There are limits to what can be translated effectively via online lectures and course material without the in-person experiences and dynamics that college memories are made from.  Professors who put students to sleep in person can be assured of higher slumber scores teaching via Skype.  Students who kissed-up by asking nuanced questions to show their inquisitiveness, without proving their failure to read the material, will no longer be sneered at by their peers, they will be muted.  The cloud will have a silver lining.

Even the most traditional schools, like Harvard are giving the new cloud the old college try.  Why?  Because the cloud will rain money.  By opening their campuses through the cloud, more students can enroll at lower prices and still receive approximately the same educational product-- maximizing per-professor output and increasing demand at lower prices.  Moreover, the cloud lets students attend lectures they miss while they are at work, scaling-up the phenomena of a "go-as-you-pay" education, versus go as you pray (for a job). And what about that ultimate sacrilege: making Harvard and MIT classes free online?  Go as you learn!

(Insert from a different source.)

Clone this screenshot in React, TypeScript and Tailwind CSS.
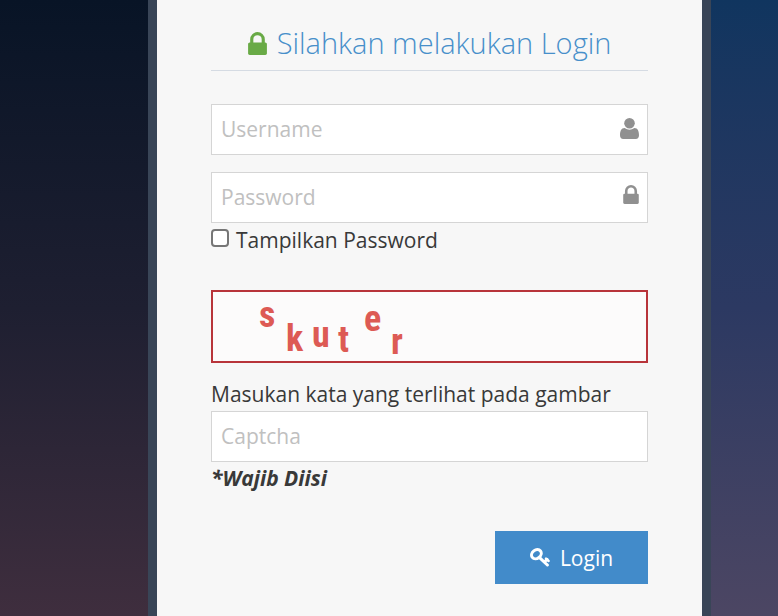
import { useState } from "react";

type IconProps = { className?: string };

function LockIcon({ className }: IconProps) {
  return (
    <svg className={className} viewBox="0 128 1152 1408" fill="currentColor" aria-hidden="true">
      <path d="M320 768h512v-192q0-106-75-181t-181-75-181 75-75 181v192zm832 96v576q0 40-28 68t-68 28h-960q-40 0-68-28t-28-68v-576q0-40 28-68t68-28h32v-192q0-184 132-316t316-132 316 132 132 316v192h32q40 0 68 28t28 68z" />
    </svg>
  );
}

function UserIcon({ className }: IconProps) {
  return (
    <svg className={className} viewBox="0 0 19 21" fill="currentColor" aria-hidden="true">
      <circle cx="9.5" cy="5.3" r="5.3" />
      <path d="M4.6 9.9Q9.5 13.4 14.4 9.9C17.8 9.9 19 13 19 17.3C19 19.6 17.8 21 15.8 21H3.2C1.2 21 0 19.6 0 17.3C0 13 1.2 9.9 4.6 9.9Z" />
    </svg>
  );
}

function KeyIcon({ className }: IconProps) {
  return (
    <svg
      className={className}
      viewBox="0 0 20 19"
      fill="none"
      stroke="currentColor"
      strokeWidth="3"
      strokeLinecap="round"
      aria-hidden="true"
    >
      <ellipse cx="6.4" cy="6.2" rx="5.2" ry="4.2" transform="rotate(-38 6.4 6.2)" />
      <path d="M9.8 9.8L17.4 17M14.4 14L17 11.4" />
      <path strokeWidth="2.4" d="M16 10.6L18.6 13" />
    </svg>
  );
}

const captcha = [
  { char: "s", x: 46, y: 35 },
  { char: "k", x: 73, y: 59 },
  { char: "u", x: 99, y: 55 },
  { char: "t", x: 125, y: 60 },
  { char: "e", x: 151, y: 39 },
  { char: "r", x: 178, y: 62 },
];

function CaptchaImage() {
  return (
    <div className="mt-[34px] h-[73px] border-2 border-[#b8343a] bg-[#fcfbfb]">
      <svg className="h-full w-full overflow-visible" role="img" aria-label="Captcha">
        {captcha.map((item) => (
          <text
            key={item.char}
            x={item.x}
            y={item.y}
            className="fill-[#dd5a54] font-['Roboto_Condensed','Liberation_Sans_Narrow','Roboto',sans-serif] text-[36px] font-bold"
          >
            {item.char}
          </text>
        ))}
      </svg>
    </div>
  );
}

const inputStyle =
  "block h-[51px] w-full border border-[#d5d5d5] bg-white pb-[2px] pl-[9px] pr-10 text-[21px] text-[#555] outline-none placeholder:text-[#c0c0c0]";

function App() {
  const [showPassword, setShowPassword] = useState(false);

  return (
    <div className="grid min-h-screen grid-cols-[148fr_563fr_67fr] bg-[#1d1f33] font-['Open_Sans',sans-serif] text-[21px] leading-8 text-[#393939]">
      <div className="bg-linear-to-b from-[#081426] via-[#1e1f31] to-[#3f2e3e]" />
      <main className="border-x-9 border-[#394557] bg-[#f7f7f7] px-[54px] pb-8 pt-5">
        <h4 className="flex h-[51px] items-center justify-center gap-[10px] border-b border-[#d5dbe3] pb-1 text-[29px] font-light text-[#478fca]">
          <LockIcon className="h-[23px] w-[19px] text-[#69aa46]" />
          Silahkan melakukan Login
        </h4>
        <form className="mt-[33px]" onSubmit={(e) => e.preventDefault()}>
          <div className="relative">
            <input type="text" aria-label="Username" placeholder="Username" className={inputStyle} />
            <UserIcon className="absolute right-[9px] top-[14px] h-[21px] w-[19px] text-[#909090]" />
          </div>
          <div className="relative mt-[17px]">
            <input
              type={showPassword ? "text" : "password"}
              aria-label="Password"
              placeholder="Password"
              className={inputStyle}
            />
            <LockIcon className="absolute right-[9px] top-[13px] h-[19px] w-4 text-[#909090]" />
          </div>
          <label className="flex items-center gap-[7px] pt-[1px]">
            <input
              type="checkbox"
              className="mb-1 size-[18px] appearance-none rounded-[4px] border-2 border-[#767676] bg-white checked:bg-[#478fca]"
              checked={showPassword}
              onChange={(e) => setShowPassword(e.target.checked)}
            />
            Tampilkan Password
          </label>
          <CaptchaImage />
          <label htmlFor="captcha" className="mb-px mt-[15px] block">
            Masukan kata yang terlihat pada gambar
          </label>
          <input id="captcha" type="text" placeholder="Captcha" className={inputStyle} />
          <p className="font-bold italic">*Wajib Diisi</p>
          <button
            type="submit"
            className="ml-auto mt-[37px] flex h-[53px] w-[153px] items-center justify-center gap-[10px] bg-[#428bca] text-white"
          >
            <KeyIcon className="h-[19px] w-5" />
            Login
          </button>
        </form>
      </main>
      <div className="bg-linear-to-b from-[#10355f] via-[#2c3962] to-[#4c4663]" />
    </div>
  );
}

export default App;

The only way for the university cloud degree innovation to be killed mid-birth is the government bail-out the current President proposes (and very much like the one General Motors was forced to take that essentially protected the United Auto Workers contract, not the viability or value of GM cars).  If the higher education finance bubble is dealt with the same way as GM-- subsidizing the status-quot bloat, making innovation "risky," while the economy continues to languish under government regulation and debt-- there will be a race to the bottom, and the cloud will dissipate as a passing educational fad.